4. This submission did not incorporate the claims that Herbert had previously raised pro se. At a May 29, 2014 conference, this Court construed that filing, along with Herbert's original and amended petitions, to contain Herbert's three claims in this action. (May 29, 2014 Tr. at 4:2-19.)
5. Mary Mulligan and Jennifer Mustes have the Court's appreciation for their diligent representation of Herbert at the June 17 hearing.
6. Contrary to Belize's absence from the BOP's list of participating countries, Belize had in fact ratified the Inter-American Convention on Serving Criminal Sentences Abroad three months earlier, in June 2005. (PX-9; PX-10.)
7. Carrero testified that Herbert never contacted her to state that he had any difficulty accessing the BOP program statement. (Id. at 61:6-9.) Although there is no record evidence regarding FCC Coleman prisoners' access to the law library specifically in 2005 or 2006, Herbert did introduce evidence that as of September 2008 and November 2012, prisoners had access to the library seventy-five hours per week. (PX 15, at 29; PX 16, at 34.) Herbert has never argued that he lacked access to the law library at FCC Coleman.
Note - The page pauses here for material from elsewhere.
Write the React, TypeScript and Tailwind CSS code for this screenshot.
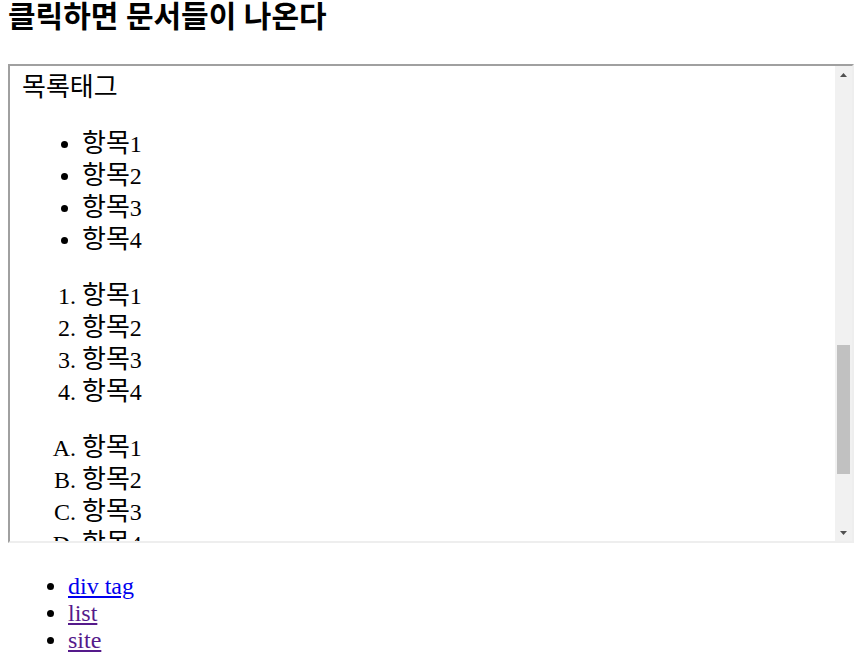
function Item({ n }: { n: string }) {
  return (
    <li>
      <span className="text-[26px]">항목</span>
      {n}
    </li>
  );
}

function Items() {
  return (
    <>
      <Item n="1" />
      <Item n="2" />
      <Item n="3" />
      <Item n="4" />
    </>
  );
}

export default function App() {
  return (
    <div className="min-h-[657px] bg-white px-2 text-black font-['Liberation_Serif','Noto_Sans_CJK_KR',serif]">
      <h1 className="text-[30px] font-bold leading-[34px]">클릭하면 문서들이 나온다</h1>

      <div className="mt-[30px] flex h-[479px] w-[846px] border-2 border-t-[#a0a0a0] border-l-[#a0a0a0] border-r-[#eeeeee] border-b-[#eeeeee]">
        <div className="flex-1 overflow-hidden bg-white pl-3 pt-[6px] text-[24px] leading-[32px]">
          <div className="text-[26px]">목록태그</div>
          <ul className="mt-6 list-disc pl-[60px]">
            <Items />
          </ul>
          <ol className="mt-6 list-decimal pl-[60px]">
            <Items />
          </ol>
          <ol className="mt-6 list-[upper-alpha] pl-[60px]">
            <Items />
          </ol>
          <ol className="mt-6 list-[upper-roman] pl-[60px]">
            <Items />
          </ol>
        </div>
        <div className="flex w-[17px] flex-col bg-[#f1f1f1]">
          <div className="flex h-[17px] items-center justify-center">
            <svg width="7" height="4" viewBox="0 0 7 4">
              <polygon points="3.5,0 7,4 0,4" fill="#505050" />
            </svg>
          </div>
          <div className="h-[262px]" />
          <div className="mx-[2px] h-[129px] bg-[#c1c1c1]" />
          <div className="flex-1" />
          <div className="flex h-[17px] items-center justify-center">
            <svg width="7" height="4" viewBox="0 0 7 4">
              <polygon points="0,0 7,0 3.5,4" fill="#505050" />
            </svg>
          </div>
        </div>
      </div>

      <ul className="mt-[30px] list-disc pl-[60px] text-[24px] leading-[27px]">
        <li>
          <a href="#" className="text-[#0000ee] underline">div tag</a>
        </li>
        <li>
          <a href="#" className="text-[#551a8b] underline">list</a>
        </li>
        <li>
          <a href="#" className="text-[#551a8b] underline">site</a>
        </li>
      </ul>
    </div>
  );
}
8. Santangelo testified that he never advised Herbert to apply for a transfer to Belize or to withdraw his appeal. (GX-4; Tr. at 70:9-11, 71:21-23, 73:6-7, 80:14-17, 90:15-17.)
9. See Day v. McDonough, 547 U.S. 198, 206, 209 (2006) (because "[a] statute of limitations defense . . . is not `jurisdictional,'" "district courts are . . . not obliged[] to consider, sua sponte, the timeliness of a . . . habeas" claim). The government has not argued that the jurisdictional claim raised in Herbert's first amended petition is untimely.
10. During the time that Herbert has been represented by counsel in his habeas petition, counsel has presented no argument in support of Herbert's jurisdictional claim predicated on Bellaizac-Hurtado. (See, e.g., Mulligan letter dated June 10, 2014, at 1-3) (omitting this claim from the summary of "Mr. Herbert's Claims").